Matt Baretich: Old Dog, New Tricks

We’re moving to Canada this summer! My wife, Denise, is a public health nurse, and we both want to experience working in a country that regards healthcare as a right.

There are a few steps to making that happen. Canada is careful about who it allows into the country, especially during the COVID-19 pandemic. The best option for us was the skills Immigration program, which allows entry to people who can do things that that Canada wants done. Simply put, we needed to find jobs!

If you want to call yourself an engineer in Canada, you need to be licensed as a professional engineer. The licensure process is designed for young, just-out-of-school engineering graduates. I have been licensed in the United States since 1987, so the hardest part of the process was shoehorning 40-plus years of eclectic engineering practice into the right pigeonholes.

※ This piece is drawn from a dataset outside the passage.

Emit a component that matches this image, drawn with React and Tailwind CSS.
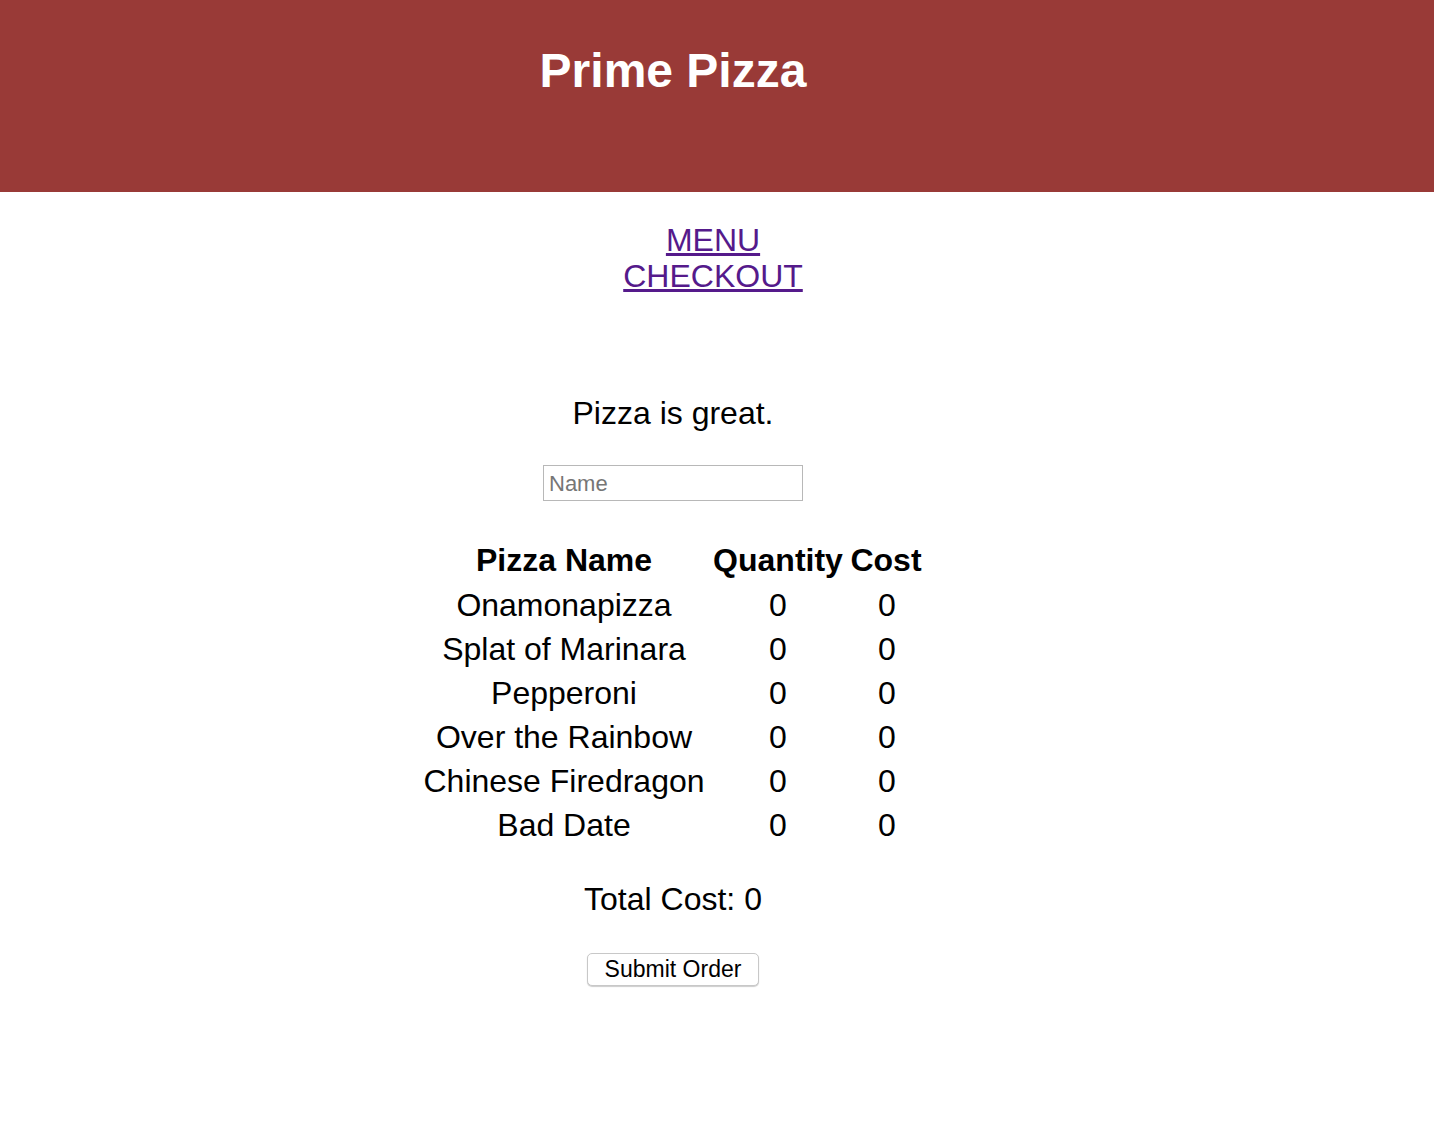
import { useState } from "react";

const pizzas = [
  "Onamonapizza",
  "Splat of Marinara",
  "Pepperoni",
  "Over the Rainbow",
  "Chinese Firedragon",
  "Bad Date",
];

export default function App() {
  const [name, setName] = useState("");

  return (
    <div className="min-h-[1124px] bg-white text-black font-['Liberation_Sans',Arial,Helvetica,sans-serif]">
      {/* header bar */}
      <header className="h-[192px] bg-[#993a37]">
        <div className="w-[1346px] pt-[43px] text-center">
          <h1 className="text-[48px] leading-[55px] font-bold text-white">Prime Pizza</h1>
        </div>
      </header>

      {/* nav links */}
      <nav className="w-[1346px] pl-[80px] mt-[30px] text-center text-[32px] leading-[36px]">
        <div>
          <a href="#" className="underline text-[#551a8b]">MENU</a>
        </div>
        <div>
          <a href="#" className="underline text-[#551a8b]">CHECKOUT</a>
        </div>
      </nav>

      <main className="w-[1346px] flex flex-col items-center">
        <p className="mt-[101px] text-[32px] leading-[37px]">Pizza is great.</p>

        <input
          type="text"
          value={name}
          onChange={(e) => setName(e.target.value)}
          placeholder="Name"
          className="mt-[33px] w-[260px] h-[36px] border border-[#b8b8b8] px-[5px] pt-[2px] text-[22px] placeholder:text-[#767676] outline-none"
        />

        {/* order table */}
        <div className="mt-[37px] grid grid-cols-[288px_138px_78px] text-[32px] text-center">
          <div className="h-[44px] leading-[44px] font-bold pr-[2px]">Pizza Name</div>
          <div className="h-[44px] leading-[44px] font-bold">Quantity</div>
          <div className="h-[44px] leading-[44px] font-bold">Cost</div>
          {pizzas.map((p) => (
            <div key={p} className="contents">
              <div className="h-[44px] leading-[46px] whitespace-nowrap pr-[2px]">{p}</div>
              <div className="h-[44px] leading-[46px]">0</div>
              <div className="h-[44px] leading-[46px] pl-[2px]">0</div>
            </div>
          ))}
        </div>

        <p className="mt-[34px] text-[32px] leading-[38px]">Total Cost: 0</p>

        <button className="mt-[35px] h-[33px] w-[172px] rounded-[5px] border border-[#c8c8c8] bg-white shadow-[0_1px_1px_rgba(0,0,0,0.2)] text-[23px] leading-none">
          Submit Order
        </button>
      </main>
    </div>
  );
}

Both of my grandfathers were born in Europe, brought to the United States as young children, given little education, and sent to work in the coal mines. Both of them escaped the mines and went on to good jobs above ground. Both of my grandmothers had similar histories of building lives and families in a new world.

There’s precedent in my family for moving on.

Thankfully, with the help of my Canadian biomedical engineering friends, I have found a job with Vancouver Coastal Health (VCH) and Lower Mainland Biomedical Engineering (LMBME), where I’ll be sort of an internal consultant. I’ll also keep my Baretich Engineering consulting work running in the background.

VCH is one of the provincial health authorities in British Columbia. I’ll be based at Vancouver General Hospital, the flagship facility. LMBME provides clinical engineering and HTM support for VCH, Fraser Health Authority, Provincial Health Services Authority, and Providence Health Care.

The past couple of years have been challenging for me and for my family. Many times. I have had to remind myself of the Japanese saying, “Fall down six times, get up seven.”

In my experience, getting up often means returning to the track you were on. Less often, getting up means taking a new path. This is one of those uncommon times.